I detoured through the Wichita Mountains Wildlife Refuge through a few back roads that I'm familiar with due to all the hiking I do there. It was pretty eery being there with no one else around and a huge supercell looming. I stopped at one point in a clearing to watch it move in. A group of non-chaser locals also was there. I made them aware of the gravity of the situation, telling them, "when I leave, you leave." It was probably good that I said that, because I saw the hook start to wrap up almost on top of me when I decided to get moving again. By the time I was passing the visitors center, the velocities had picked up to the point where I was sure a tornado was forming, but again completely buried in rain. The hook was catching up to me because someone only wanted to drive 40 mph on the only road east through the refuge. The first chance I got I passed them. Even after that I could see the hook precip slowly engulfing the mountains behind me on the north side of the refuge.
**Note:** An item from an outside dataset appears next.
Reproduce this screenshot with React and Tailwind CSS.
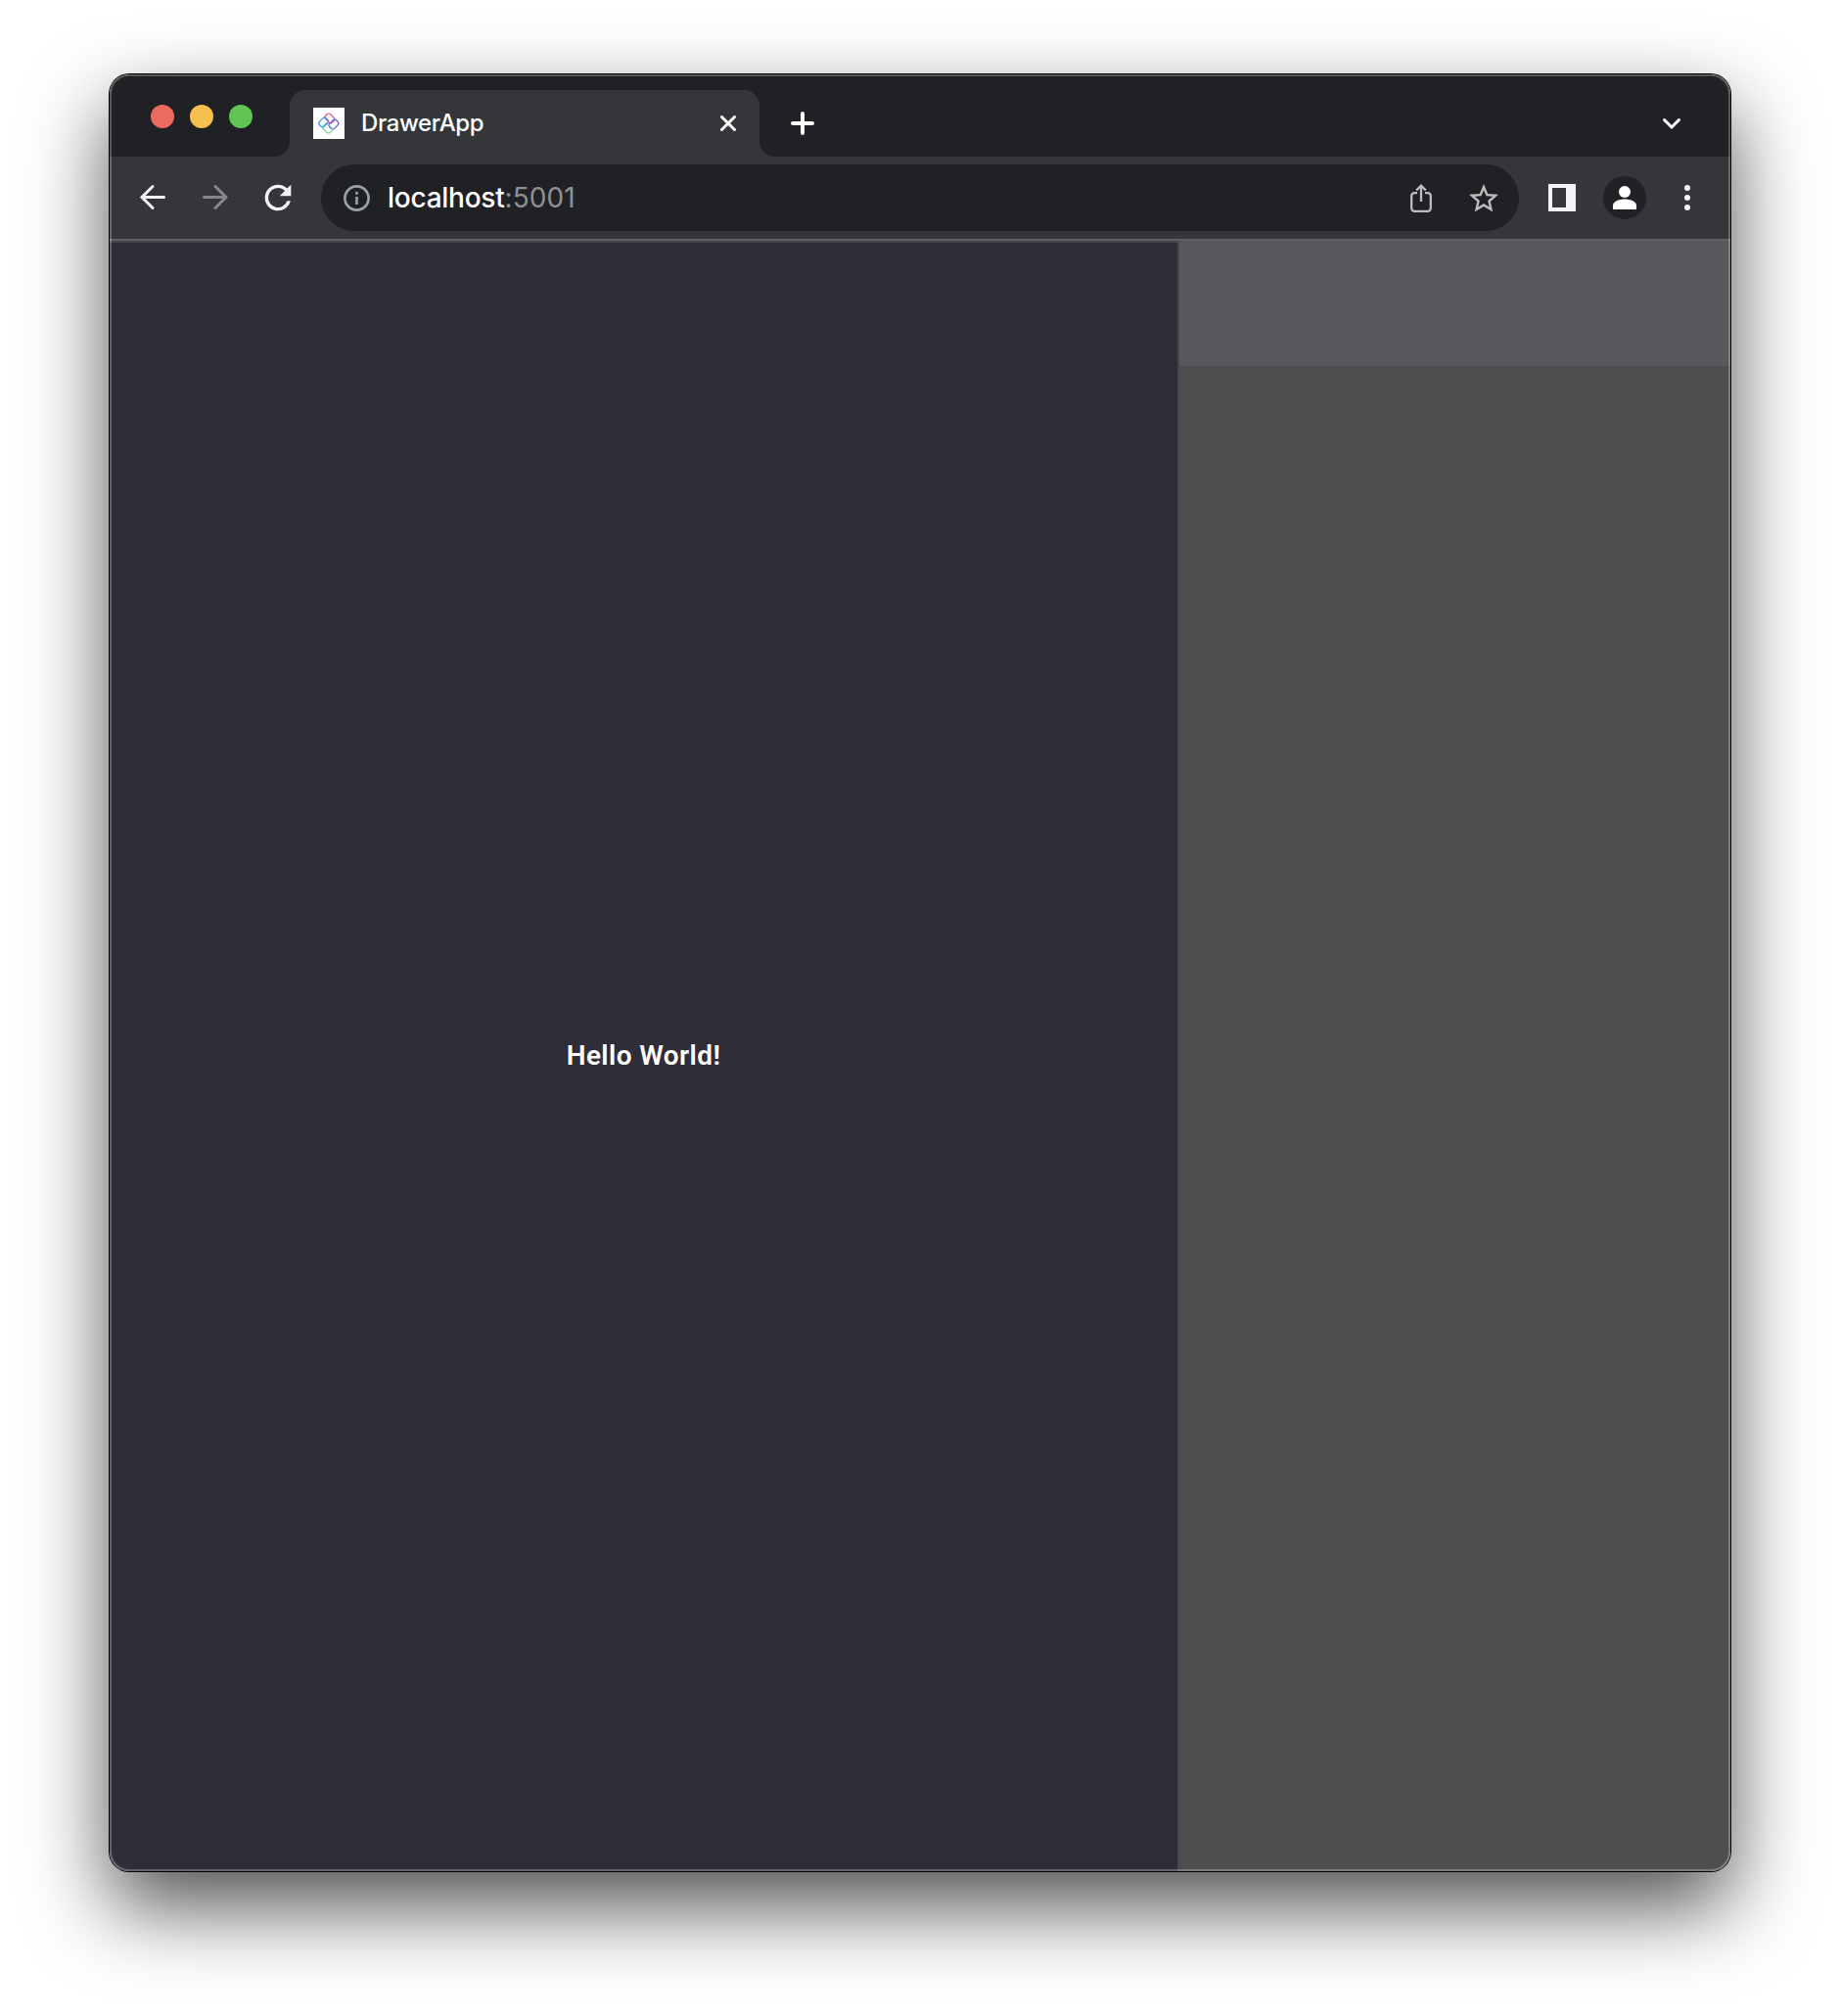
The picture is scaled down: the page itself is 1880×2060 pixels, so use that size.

It was a pretty cool sight, but it was happening right behind me, so I just kept busting east out of the park.
I tried again to get back in the hook by going north on U.S. 277 towards Apache, but as I did that the storm simply lost its supercell characteristics and became multicellular and a big lightning producer again. Lots of very close CGs. I don't quite understand the last two tornado reports that came out of it - it didn't look anything close to what it had looked like on radar previously, and the entire area was nothing but rain at that point.
I was going to try to shoot lightning from the hill on Highway 9 west of Norman, but the system evolved upscale into an MCS and accelerated so fast I didn't even have time for that.
I'm glad I saw a tornado on a solo chase, and I'm glad Norman didn't get hit again for the second time in 10 days, but there are so many things about this chase that were frustrating and I could've played it much better. I know better than this. When will I learn my lesson?